No party may contest a streamlined competition. However, agencies will be held accountable for performance decisions made in connection with such competitions. See paragraph F of Attachment B.
- To provide needed flexibility to address unique circumstances, the new A-76 provides a process by which agencies, with OMB's approval, may deviate from the processes prescribed in A-76. The deviation process may also be considered for pursuit of alternatives to public-private competitions in appropriate circumstances, such as public-private partnerships, public-public partnerships, and high performing organizations. See paragraph 5.C of A-76.
- Agencies must track agency execution of streamlined and standard competitions using a governmentwide management information system. Information to be tracked by this system will include: baseline costs, start date, number of directly affected employees performing the activity, solicitation information, type of acquisition and source selection, decisions for tradeoff source selections, number of private sector offers received, performance date and decision, socioeconomic information, decisions for tradeoff source selections, and number of directly affected employees that are involuntarily separated.
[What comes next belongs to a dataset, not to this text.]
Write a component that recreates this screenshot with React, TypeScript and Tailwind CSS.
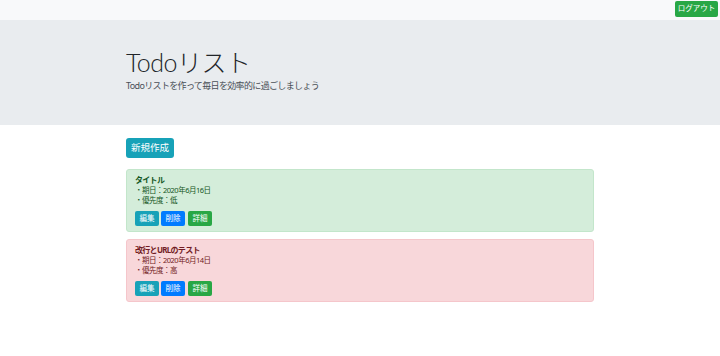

Agencies must review their data to make process improvements, identify streamlining measures, determine trends, and identify savings. Tracking is required irrespective of whether the service provider is from the public or private sector.
- The coverage in the proposed A-76 on interservice support agreements (ISSA) is deleted from the new A-76. OMB believes a more directed management focus should enable agencies to more quickly acclimate themselves to A-76's improved processes.